**Data shown**
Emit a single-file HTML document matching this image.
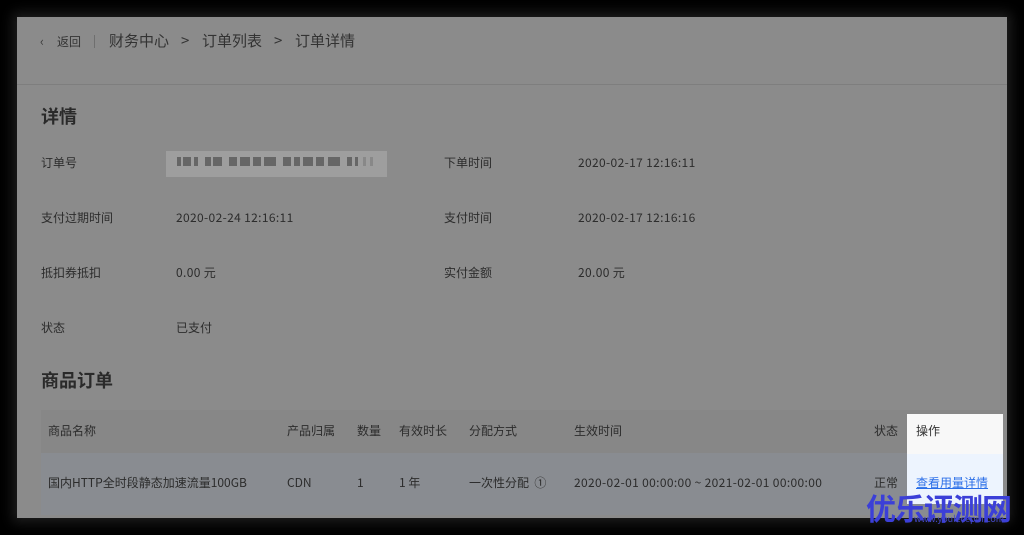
<!DOCTYPE html>
<html><head><meta charset="utf-8"><style>
*{margin:0;padding:0;box-sizing:border-box}
body{width:1024px;height:535px;background:#000;position:relative;overflow:hidden;font-family:"Noto Sans CJK SC","Liberation Sans",sans-serif;color:#2c2c2c}
.page{position:absolute;left:17px;top:17px;width:990px;height:501px;background:#8b8b8b;box-shadow:0 0 12px 4px rgba(40,40,40,.8)}
.a{position:absolute;white-space:nowrap;line-height:18px}
.s12{font-size:12px}
.n{letter-spacing:0.35px}
.r{position:absolute;top:157px;height:9px;background:#666}
</style></head><body>
<div class="page"></div>
<div class="a" style="left:40px;top:32px;font-size:13px;color:#3a3a3a">&#8249;</div>
<div class="a s12" style="left:57px;top:33px;color:#333">返回</div>
<div class="a" style="left:94px;top:35px;width:1px;height:13px;background:#6f6f6f"></div>
<div class="a" style="left:109px;top:32px;font-size:15px;color:#333">财务中心</div>
<div class="a" style="left:181px;top:32px;font-size:15px;color:#333">&gt;</div>
<div class="a" style="left:202px;top:32px;font-size:15px;color:#333">订单列表</div>
<div class="a" style="left:274px;top:32px;font-size:15px;color:#333">&gt;</div>
<div class="a" style="left:295px;top:32px;font-size:15px;color:#333">订单详情</div>
<div class="a" style="left:17px;top:84px;width:990px;height:1px;background:#7e7e7e"></div>
<div class="a" style="left:41px;top:105px;font-size:18px;font-weight:bold;color:#2a2a2a;line-height:22px">详情</div>
<div class="a" style="left:166px;top:151px;width:221px;height:26px;background:#9e9e9e"></div>
<div class="r" style="left:177px;width:4px"></div><div class="r" style="left:183px;width:8px"></div><div class="r" style="left:194px;width:4px"></div>
<div class="r" style="left:205px;width:6px"></div><div class="r" style="left:213px;width:9px"></div>
<div class="r" style="left:229px;width:8px"></div><div class="r" style="left:240px;width:10px"></div><div class="r" style="left:253px;width:8px"></div><div class="r" style="left:264px;width:12px"></div>
<div class="r" style="left:283px;width:8px"></div><div class="r" style="left:294px;width:6px"></div><div class="r" style="left:303px;width:10px"></div><div class="r" style="left:316px;width:8px"></div><div class="r" style="left:328px;width:12px"></div>
<div class="r" style="left:347px;width:5px"></div><div class="r" style="left:355px;width:3px"></div>
<div class="r" style="left:363px;width:3px;background:#888"></div><div class="r" style="left:370px;width:3px;background:#888"></div>
<div class="a s12" style="left:41px;top:154px">订单号</div>
<div class="a s12" style="left:444px;top:154px">下单时间</div>
<div class="a s12 n" style="left:578px;top:154px">2020-02-17 12:16:11</div>
<div class="a s12" style="left:41px;top:209px">支付过期时间</div>
<div class="a s12 n" style="left:176px;top:209px">2020-02-24 12:16:11</div>
<div class="a s12" style="left:444px;top:209px">支付时间</div>
<div class="a s12 n" style="left:578px;top:209px">2020-02-17 12:16:16</div>
<div class="a s12" style="left:41px;top:264px">抵扣券抵扣</div>
<div class="a s12 n" style="left:176px;top:264px">0.00 元</div>
<div class="a s12" style="left:444px;top:264px">实付金额</div>
<div class="a s12 n" style="left:578px;top:264px">20.00 元</div>
<div class="a s12" style="left:41px;top:319px">状态</div>
<div class="a s12" style="left:176px;top:319px">已支付</div>
<div class="a" style="left:41px;top:369px;font-size:18px;font-weight:bold;color:#2a2a2a;line-height:22px">商品订单</div>
<div class="a" style="left:41px;top:410px;width:962px;height:43px;background:#878787"></div>
<div class="a" style="left:41px;top:453px;width:962px;height:62px;background:#898c91"></div>
<div class="a" style="left:907px;top:414px;width:96px;height:40px;background:#f8f8f8"></div>
<div class="a" style="left:907px;top:454px;width:96px;height:50px;background:#edf4fe"></div>
<div class="a s12" style="left:48px;top:422px">商品名称</div>
<div class="a s12" style="left:287px;top:422px">产品归属</div>
<div class="a s12" style="left:357px;top:422px">数量</div>
<div class="a s12" style="left:399px;top:422px">有效时长</div>
<div class="a s12" style="left:469px;top:422px">分配方式</div>
<div class="a s12" style="left:574px;top:422px">生效时间</div>
<div class="a s12" style="left:874px;top:422px">状态</div>
<div class="a s12" style="left:916px;top:422px;color:#333">操作</div>
<div class="a s12" style="left:48px;top:474px">国内HTTP全时段静态加速流量100GB</div>
<div class="a s12" style="left:287px;top:474px">CDN</div>
<div class="a s12" style="left:357px;top:474px">1</div>
<div class="a s12" style="left:399px;top:474px">1 年</div>
<div class="a s12" style="left:469px;top:474px">一次性分配 &nbsp;①</div>
<div class="a s12 n" style="left:574px;top:474px">2020-02-01 00:00:00 ~ 2021-02-01 00:00:00</div>
<div class="a s12" style="left:874px;top:474px">正常</div>
<div class="a s12" style="left:916px;top:474px;color:#2a6ee8;text-decoration:underline">查看用量详情</div>
<div class="a" style="left:866px;top:490px;font-size:30px;font-weight:bold;color:#3b3fd8;line-height:34px;letter-spacing:-1px">优乐评测网</div>
<div class="a" style="left:914px;top:514px;font-size:9px;color:#4448c8;line-height:10px">www.youlecepin.com</div>
</body></html>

**Do this**
Leave out the pictures and give the listing above again exactly.

**The reply**
Emit a single-file HTML document matching this image.
<!DOCTYPE html>
<html><head><meta charset="utf-8"><style>
*{margin:0;padding:0;box-sizing:border-box}
body{width:1024px;height:535px;background:#000;position:relative;overflow:hidden;font-family:"Noto Sans CJK SC","Liberation Sans",sans-serif;color:#2c2c2c}
.page{position:absolute;left:17px;top:17px;width:990px;height:501px;background:#8b8b8b;box-shadow:0 0 12px 4px rgba(40,40,40,.8)}
.a{position:absolute;white-space:nowrap;line-height:18px}
.s12{font-size:12px}
.n{letter-spacing:0.35px}
.r{position:absolute;top:157px;height:9px;background:#666}
</style></head><body>
<div class="page"></div>
<div class="a" style="left:40px;top:32px;font-size:13px;color:#3a3a3a">&#8249;</div>
<div class="a s12" style="left:57px;top:33px;color:#333">返回</div>
<div class="a" style="left:94px;top:35px;width:1px;height:13px;background:#6f6f6f"></div>
<div class="a" style="left:109px;top:32px;font-size:15px;color:#333">财务中心</div>
<div class="a" style="left:181px;top:32px;font-size:15px;color:#333">&gt;</div>
<div class="a" style="left:202px;top:32px;font-size:15px;color:#333">订单列表</div>
<div class="a" style="left:274px;top:32px;font-size:15px;color:#333">&gt;</div>
<div class="a" style="left:295px;top:32px;font-size:15px;color:#333">订单详情</div>
<div class="a" style="left:17px;top:84px;width:990px;height:1px;background:#7e7e7e"></div>
<div class="a" style="left:41px;top:105px;font-size:18px;font-weight:bold;color:#2a2a2a;line-height:22px">详情</div>
<div class="a" style="left:166px;top:151px;width:221px;height:26px;background:#9e9e9e"></div>
<div class="r" style="left:177px;width:4px"></div><div class="r" style="left:183px;width:8px"></div><div class="r" style="left:194px;width:4px"></div>
<div class="r" style="left:205px;width:6px"></div><div class="r" style="left:213px;width:9px"></div>
<div class="r" style="left:229px;width:8px"></div><div class="r" style="left:240px;width:10px"></div><div class="r" style="left:253px;width:8px"></div><div class="r" style="left:264px;width:12px"></div>
<div class="r" style="left:283px;width:8px"></div><div class="r" style="left:294px;width:6px"></div><div class="r" style="left:303px;width:10px"></div><div class="r" style="left:316px;width:8px"></div><div class="r" style="left:328px;width:12px"></div>
<div class="r" style="left:347px;width:5px"></div><div class="r" style="left:355px;width:3px"></div>
<div class="r" style="left:363px;width:3px;background:#888"></div><div class="r" style="left:370px;width:3px;background:#888"></div>
<div class="a s12" style="left:41px;top:154px">订单号</div>
<div class="a s12" style="left:444px;top:154px">下单时间</div>
<div class="a s12 n" style="left:578px;top:154px">2020-02-17 12:16:11</div>
<div class="a s12" style="left:41px;top:209px">支付过期时间</div>
<div class="a s12 n" style="left:176px;top:209px">2020-02-24 12:16:11</div>
<div class="a s12" style="left:444px;top:209px">支付时间</div>
<div class="a s12 n" style="left:578px;top:209px">2020-02-17 12:16:16</div>
<div class="a s12" style="left:41px;top:264px">抵扣券抵扣</div>
<div class="a s12 n" style="left:176px;top:264px">0.00 元</div>
<div class="a s12" style="left:444px;top:264px">实付金额</div>
<div class="a s12 n" style="left:578px;top:264px">20.00 元</div>
<div class="a s12" style="left:41px;top:319px">状态</div>
<div class="a s12" style="left:176px;top:319px">已支付</div>
<div class="a" style="left:41px;top:369px;font-size:18px;font-weight:bold;color:#2a2a2a;line-height:22px">商品订单</div>
<div class="a" style="left:41px;top:410px;width:962px;height:43px;background:#878787"></div>
<div class="a" style="left:41px;top:453px;width:962px;height:62px;background:#898c91"></div>
<div class="a" style="left:907px;top:414px;width:96px;height:40px;background:#f8f8f8"></div>
<div class="a" style="left:907px;top:454px;width:96px;height:50px;background:#edf4fe"></div>
<div class="a s12" style="left:48px;top:422px">商品名称</div>
<div class="a s12" style="left:287px;top:422px">产品归属</div>
<div class="a s12" style="left:357px;top:422px">数量</div>
<div class="a s12" style="left:399px;top:422px">有效时长</div>
<div class="a s12" style="left:469px;top:422px">分配方式</div>
<div class="a s12" style="left:574px;top:422px">生效时间</div>
<div class="a s12" style="left:874px;top:422px">状态</div>
<div class="a s12" style="left:916px;top:422px;color:#333">操作</div>
<div class="a s12" style="left:48px;top:474px">国内HTTP全时段静态加速流量100GB</div>
<div class="a s12" style="left:287px;top:474px">CDN</div>
<div class="a s12" style="left:357px;top:474px">1</div>
<div class="a s12" style="left:399px;top:474px">1 年</div>
<div class="a s12" style="left:469px;top:474px">一次性分配 &nbsp;①</div>
<div class="a s12 n" style="left:574px;top:474px">2020-02-01 00:00:00 ~ 2021-02-01 00:00:00</div>
<div class="a s12" style="left:874px;top:474px">正常</div>
<div class="a s12" style="left:916px;top:474px;color:#2a6ee8;text-decoration:underline">查看用量详情</div>
<div class="a" style="left:866px;top:490px;font-size:30px;font-weight:bold;color:#3b3fd8;line-height:34px;letter-spacing:-1px">优乐评测网</div>
<div class="a" style="left:914px;top:514px;font-size:9px;color:#4448c8;line-height:10px">www.youlecepin.com</div>
</body></html>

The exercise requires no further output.